🤖 AI Summary
Existing teleoperation systems for humanoid robots suffer from high latency due to their reliance on full-body motion retargeting and position control, hindering performance in dynamic interaction tasks. This work proposes a low-latency whole-body control framework that eschews conventional retargeting by directly mapping SE(3) poses of end-effectors into Cartesian space and incorporates a velocity feedforward mechanism to enhance responsiveness. The framework unifies support for diverse motion capture systems—including optical and VR-based setups—and achieves an end-to-end latency as low as 50 ms, substantially outperforming the current state-of-the-art latency of approximately 200 ms.
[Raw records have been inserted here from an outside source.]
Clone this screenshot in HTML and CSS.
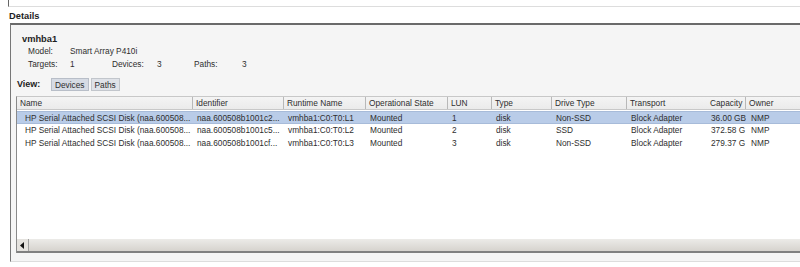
FILE: index.html
```html
<!DOCTYPE html>
<html>
<head>
<meta charset="utf-8">
<link rel="stylesheet" href="styles.css">
</head>
<body>
<div class="topline"></div>
<div class="title">Details</div>
<div class="panel">
  <div class="info">
    <div class="hba">vmhba1</div>
    <div class="kv"><span class="k">Model:</span><span class="v">Smart Array P410i</span></div>
    <div class="kv"><span class="k">Targets:</span><span class="v short">1</span><span class="k2">Devices:</span><span class="v short2">3</span><span class="k3">Paths:</span><span class="v">3</span></div>
  </div>
  <div class="view">
    <span class="viewlabel">View:</span>
    <span class="btn active">Devices</span>
    <span class="btn">Paths</span>
  </div>
  <div class="table">
    <div class="row head">
      <div class="c c1">Name</div>
      <div class="c c2">Identifier</div>
      <div class="c c3">Runtime Name</div>
      <div class="c c4">Operational State</div>
      <div class="c c5">LUN</div>
      <div class="c c6">Type</div>
      <div class="c c7">Drive Type</div>
      <div class="c c8">Transport</div>
      <div class="c c9">Capacity</div>
      <div class="c c10">Owner</div>
    </div>
    <div class="row sel">
      <div class="c c1 ind">HP Serial Attached SCSI Disk (naa.600508...</div>
      <div class="c c2">naa.600508b1001c2...</div>
      <div class="c c3">vmhba1:C0:T0:L1</div>
      <div class="c c4">Mounted</div>
      <div class="c c5">1</div>
      <div class="c c6">disk</div>
      <div class="c c7">Non-SSD</div>
      <div class="c c8">Block Adapter</div>
      <div class="c c9">36.00 GB</div>
      <div class="c c10">NMP</div>
    </div>
    <div class="row">
      <div class="c c1 ind">HP Serial Attached SCSI Disk (naa.600508...</div>
      <div class="c c2">naa.600508b1001c5...</div>
      <div class="c c3">vmhba1:C0:T0:L2</div>
      <div class="c c4">Mounted</div>
      <div class="c c5">2</div>
      <div class="c c6">disk</div>
      <div class="c c7">SSD</div>
      <div class="c c8">Block Adapter</div>
      <div class="c c9">372.58 G</div>
      <div class="c c10">NMP</div>
    </div>
    <div class="row">
      <div class="c c1 ind">HP Serial Attached SCSI Disk (naa.600508...</div>
      <div class="c c2">naa.600508b1001cf...</div>
      <div class="c c3">vmhba1:C0:T0:L3</div>
      <div class="c c4">Mounted</div>
      <div class="c c5">3</div>
      <div class="c c6">disk</div>
      <div class="c c7">Non-SSD</div>
      <div class="c c8">Block Adapter</div>
      <div class="c c9">279.37 G</div>
      <div class="c c10">NMP</div>
    </div>
    <div class="spacer"></div>
    <div class="hscroll">
      <div class="arrow"><svg width="5" height="7" viewBox="0 0 5 7"><path d="M4 0 L0 3.5 L4 7 Z" fill="#111"/></svg></div>
      <div class="track"></div>
    </div>
  </div>
</div>
</body>
</html>
```
FILE: styles.css
```css
html, body {
  margin: 0;
  padding: 0;
  background: #fff;
  overflow: hidden;
}
body {
  font-family: "Liberation Sans", Arial, sans-serif;
  font-size: 8.3px;
  color: #2e2e2e;
  width: 800px;
  height: 267px;
}
.topline {
  margin-left: 8px;
  height: 6px;
  border-left: 1px solid #666;
  border-bottom: 1px solid #ddd;
}
.title {
  font-weight: bold;
  font-size: 9.3px;
  color: #1e1e1e;
  padding-left: 9px;
  height: 16px;
  line-height: 18px;
}
.panel {
  margin-left: 10px;
  border-top: 2px solid #6a6a6a;
  border-left: 1px solid #777;
  border-bottom: 1px solid #ddd;
  background: #f5f5f5;
  height: 236px;
  display: flex;
  flex-direction: column;
}
.info {
  padding: 8px 0 0 11px;
}
.hba {
  font-weight: bold;
  font-size: 9.3px;
  color: #1e1e1e;
  height: 12px;
  line-height: 12px;
}
.kv {
  display: flex;
  height: 12.5px;
  line-height: 12.5px;
  padding-left: 6px;
}
.k { width: 42px; }
.v.short { width: 42px; }
.k2 { width: 45px; }
.v.short2 { width: 37px; }
.k3 { width: 48px; }
.view {
  display: flex;
  align-items: center;
  gap: 2px;
  padding: 7px 0 0 6px;
  height: 14px;
}
.viewlabel {
  font-weight: bold;
  font-size: 9px;
  color: #1e1e1e;
  width: 32px;
}
.btn {
  height: 13px;
  line-height: 12px;
  padding: 0 3px;
  background: #dfe2e8;
  border: 1px solid #c2c6cc;
  box-sizing: border-box;
}
.btn.active {
  background: #d6dbe4;
  border-color: #b8bec8;
}
.table {
  margin: 5px 0 0 5px;
  flex: 1;
  background: #fff;
  border-left: 1px solid #8a8a8a;
  border-top: 1px solid #c8c8c8;
  display: flex;
  flex-direction: column;
  margin-bottom: 8px;
}
.row {
  display: grid;
  grid-template-columns: 176px 91px 82px 82px 44px 60px 75px 80px 39px 1fr;
  height: 12.5px;
  line-height: 12.5px;
  white-space: nowrap;
}
.row.head {
  height: 12px;
  line-height: 12px;
  background: linear-gradient(#f4f4f4, #ebebeb);
  border-bottom: 1px solid #c8c8c8;
  margin-bottom: 1px;
}
.head .c {
  border-right: 1px solid #b8b8b8;
  padding-left: 3px;
}
.head .c8 { border-right: none; }
.head .c9 { text-align: right; padding-right: 4px; }
.head .c10 { border-right: none; }
.c {
  overflow: hidden;
  padding-left: 4px;
  box-sizing: border-box;
}
.c.ind { padding-left: 8px; }
.c9 { text-align: right; padding-right: 5px; }
.c10 { padding-left: 5px; }
.row.sel {
  background: #b9cce8;
  border-top: 1px solid #a7bbd9;
  border-bottom: 1px solid #a7bbd9;
  box-sizing: border-box;
  height: 13px;
}
.spacer { flex: 1; }
.hscroll {
  display: flex;
  height: 12px;
  background: linear-gradient(#ecebe8, #d6d3ce);
  border-bottom: 2px solid #808080;
}
.arrow {
  width: 11px;
  border-right: 1px solid #a0a0a0;
  display: flex;
  align-items: center;
  justify-content: center;
  background: #e4e2de;
}
.track { flex: 1; }
```
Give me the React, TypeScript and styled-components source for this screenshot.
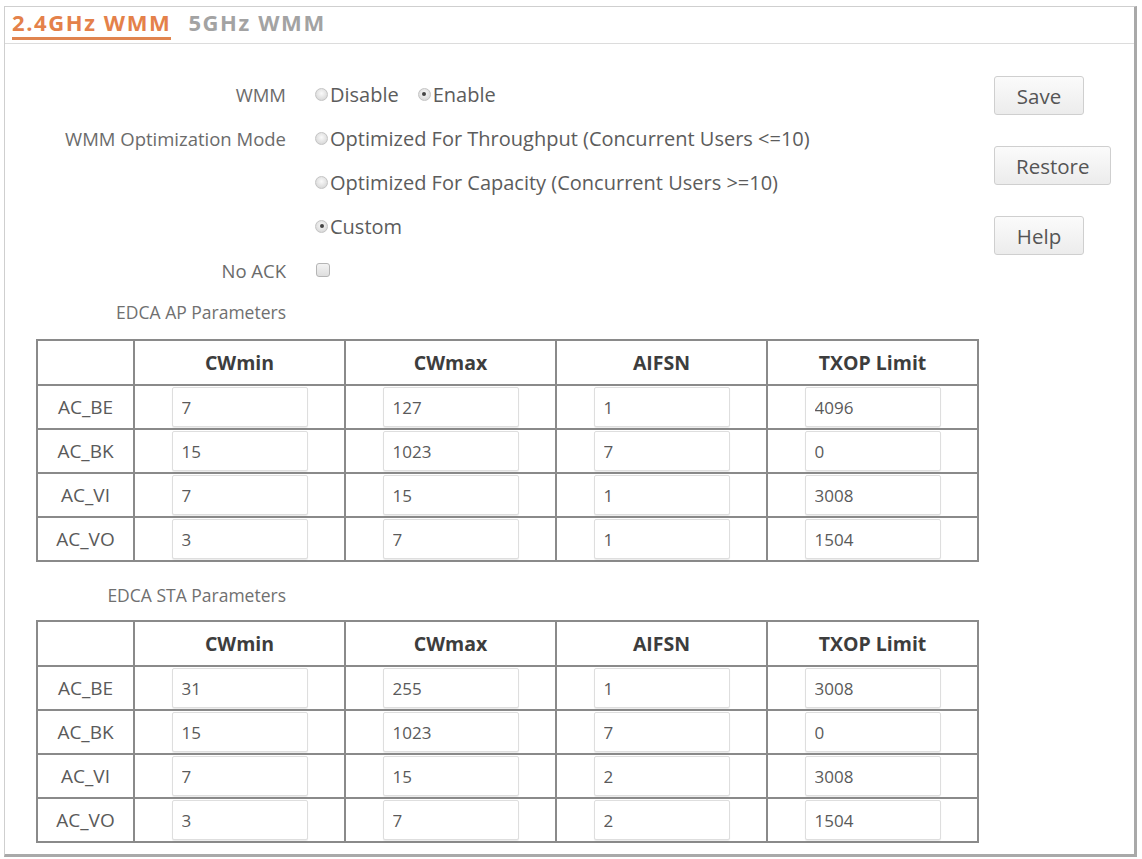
import React from "react";
import styled, { createGlobalStyle } from "styled-components";

const Global = createGlobalStyle`
  html, body { margin: 0; padding: 0; background: #ffffff; }
  body { font-family: "Open Sans", "Noto Sans", sans-serif; color: #666; }
  * { box-sizing: border-box; }
`;

const Frame = styled.div`
  margin: 6px 0 0 4px;
  width: 1133px;
  height: 851px;
  border: 1px solid #cfcfcf;
  border-right: 3px solid #a9a9a9;
  border-bottom: 3px solid #a9a9a9;
  display: flex;
  flex-direction: column;
`;

const TabBar = styled.div`
  height: 37px;
  border-bottom: 1px solid #dcdcdc;
  display: flex;
  align-items: flex-end;
  gap: 17px;
  padding-left: 7px;
`;

const Tab = styled.div<{ $active?: boolean }>`
  font-size: 22px;
  font-weight: 700;
  letter-spacing: 1.6px;
  color: ${(p) => (p.$active ? "#e4814a" : "#a3a3a3")};
  line-height: 28px;
  padding-bottom: 1px;
  border-bottom: 3px solid ${(p) => (p.$active ? "#e0844f" : "transparent")};
  margin-bottom: 3px;
`;

const Body = styled.div`
  flex: 1;
  display: flex;
`;

const Main = styled.div`
  flex: 1;
  padding-top: 28px;
  display: flex;
  flex-direction: column;
`;

const FormRow = styled.div`
  height: 44px;
  display: grid;
  grid-template-columns: 281px 1fr;
  column-gap: 29px;
  align-items: center;
`;

const Label = styled.div`
  text-align: right;
  font-size: 18.5px;
  color: #6b6b6b;
  white-space: nowrap;
`;

const Options = styled.div`
  display: flex;
  align-items: center;
  gap: 19px;
  font-size: 20px;
  color: #5c5c5c;
`;

const Option = styled.label`
  display: flex;
  align-items: center;
  white-space: nowrap;
`;

const RadioDot = styled.span<{ $on?: boolean }>`
  width: 13px;
  height: 13px;
  border-radius: 50%;
  margin-right: 2px;
  background: radial-gradient(circle at 50% 40%, #fafafa 0%, #dcdcdc 70%, #c4c4c4 100%);
  border: 1px solid #c4c4c4;
  position: relative;
  &::after {
    content: "";
    display: ${(p) => (p.$on ? "block" : "none")};
    position: absolute;
    left: 3.5px;
    top: 3.5px;
    width: 4px;
    height: 4px;
    border-radius: 50%;
    background: #444;
  }
`;

const Check = styled.span`
  width: 14px;
  height: 14px;
  border: 1px solid #b5b5b5;
  border-radius: 3px;
  background: linear-gradient(#f3f3f3, #dedede);
  margin-left: 1px;
`;

const Section = styled.div`
  height: 40px;
  display: grid;
  grid-template-columns: 281px 1fr;
  align-items: center;
`;

const SectionLabel = styled.div`
  text-align: right;
  font-size: 17.5px;
  color: #707070;
  white-space: nowrap;
`;

const Table = styled.table`
  margin-left: 31px;
  width: 943px;
  border-collapse: collapse;
  border: 2px solid #707070;
  table-layout: fixed;
`;

const Th = styled.th`
  height: 45px;
  border: 2px solid #8a8a8a;
  font-size: 19.5px;
  font-weight: 700;
  color: #3d3d3d;
  text-align: center;
  padding: 0;
`;

const RowHead = styled.td`
  height: 44px;
  border: 2px solid #8a8a8a;
  text-align: center;
  font-size: 19px;
  color: #5a5a5a;
  padding: 0;
`;

const Cell = styled.td`
  height: 44px;
  border: 2px solid #8a8a8a;
  text-align: center;
  padding: 0;
`;

const Input = styled.input`
  width: 136px;
  height: 40px;
  border: 1px solid #dedede;
  border-radius: 2px;
  box-shadow: 0 1px 1px rgba(0, 0, 0, 0.08);
  font-family: "Open Sans", "Noto Sans", sans-serif;
  font-size: 17px;
  color: #5a5a5a;
  padding: 0 9px;
  vertical-align: middle;
  background: #fff;
`;

const Gap = styled.div<{ $h: number }>`
  height: ${(p) => p.$h}px;
`;

const Sidebar = styled.div`
  width: 140px;
  padding-top: 32px;
  display: flex;
  flex-direction: column;
  align-items: flex-start;
  gap: 31px;
`;

const Button = styled.button`
  height: 39px;
  min-width: 90px;
  padding: 0 21px;
  border: 1px solid #cfcfcf;
  border-radius: 3px;
  background: linear-gradient(#fbfbfb, #ececec);
  font-family: "Open Sans", "Noto Sans", sans-serif;
  font-size: 20.5px;
  color: #555;
`;

type Row = [string, number, number, number, number];

const apRows: Row[] = [
  ["AC_BE", 7, 127, 1, 4096],
  ["AC_BK", 15, 1023, 7, 0],
  ["AC_VI", 7, 15, 1, 3008],
  ["AC_VO", 3, 7, 1, 1504],
];

const staRows: Row[] = [
  ["AC_BE", 31, 255, 1, 3008],
  ["AC_BK", 15, 1023, 7, 0],
  ["AC_VI", 7, 15, 2, 3008],
  ["AC_VO", 3, 7, 2, 1504],
];

const ParamTable = ({ rows }: { rows: Row[] }) => (
  <Table>
    <colgroup>
      <col style={{ width: 97 }} />
      <col />
      <col />
      <col />
      <col />
    </colgroup>
    <thead>
      <tr>
        <Th />
        <Th>CWmin</Th>
        <Th>CWmax</Th>
        <Th>AIFSN</Th>
        <Th>TXOP Limit</Th>
      </tr>
    </thead>
    <tbody>
      {rows.map((r) => (
        <tr key={r[0]}>
          <RowHead>{r[0]}</RowHead>
          {r.slice(1).map((v, i) => (
            <Cell key={i}>
              <Input defaultValue={String(v)} />
            </Cell>
          ))}
        </tr>
      ))}
    </tbody>
  </Table>
);

export default function App() {
  return (
    <>
      <Global />
      <Frame>
        <TabBar>
          <Tab $active>2.4GHz WMM</Tab>
          <Tab>5GHz WMM</Tab>
        </TabBar>
        <Body>
          <Main>
            <FormRow>
              <Label>WMM</Label>
              <Options>
                <Option>
                  <RadioDot />
                  Disable
                </Option>
                <Option>
                  <RadioDot $on />
                  Enable
                </Option>
              </Options>
            </FormRow>
            <FormRow>
              <Label>WMM Optimization Mode</Label>
              <Options>
                <Option>
                  <RadioDot />
                  Optimized For Throughput (Concurrent Users &lt;=10)
                </Option>
              </Options>
            </FormRow>
            <FormRow>
              <Label />
              <Options>
                <Option>
                  <RadioDot />
                  Optimized For Capacity (Concurrent Users &gt;=10)
                </Option>
              </Options>
            </FormRow>
            <FormRow>
              <Label />
              <Options>
                <Option>
                  <RadioDot $on />
                  Custom
                </Option>
              </Options>
            </FormRow>
            <FormRow>
              <Label>No ACK</Label>
              <Options>
                <Check />
              </Options>
            </FormRow>
            <Section>
              <SectionLabel>EDCA AP Parameters</SectionLabel>
            </Section>
            <Gap $h={7} />
            <ParamTable rows={apRows} />
            <Gap $h={13} />
            <Section>
              <SectionLabel>EDCA STA Parameters</SectionLabel>
            </Section>
            <Gap $h={5} />
            <ParamTable rows={staRows} />
          </Main>
          <Sidebar>
            <Button>Save</Button>
            <Button>Restore</Button>
            <Button>Help</Button>
          </Sidebar>
        </Body>
      </Frame>
    </>
  );
}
Experimental validation demonstrates successful execution of highly dynamic tasks such as balancing a ping-pong ball, juggling, and real-time ball return, underscoring the system’s capability for agile human-robot interaction.
📝 Abstract
Building a low-latency humanoid teleoperation system is essential for collecting diverse reactive and dynamic demonstrations. However, existing approaches rely on heavily pre-processed human-to-humanoid motion retargeting and position-only PD control, resulting in substantial latency that severely limits responsiveness and prevents tasks requiring rapid feedback and fast reactions. To address this problem, we propose ExtremControl, a low latency whole-body control framework that: (1) operates directly on SE(3) poses of selected rigid links, primarily humanoid extremities, to avoid full-body retargeting; (2) utilizes a Cartesian-space mapping to directly convert human motion to humanoid link targets; and (3) incorporates velocity feedforward control at low level to support highly responsive behavior under rapidly changing control interfaces. We further provide a unified theoretical formulation of ExtremControl and systematically validate its effectiveness through experiments in both simulation and real-world environments. Building on ExtremControl, we implement a low-latency humanoid teleoperation system that supports both optical motion capture and VR-based motion tracking, achieving end-to-end latency as low as 50ms and enabling highly responsive behaviors such as ping-pong ball balancing, juggling, and real-time return, thereby substantially surpassing the 200ms latency limit observed in prior work.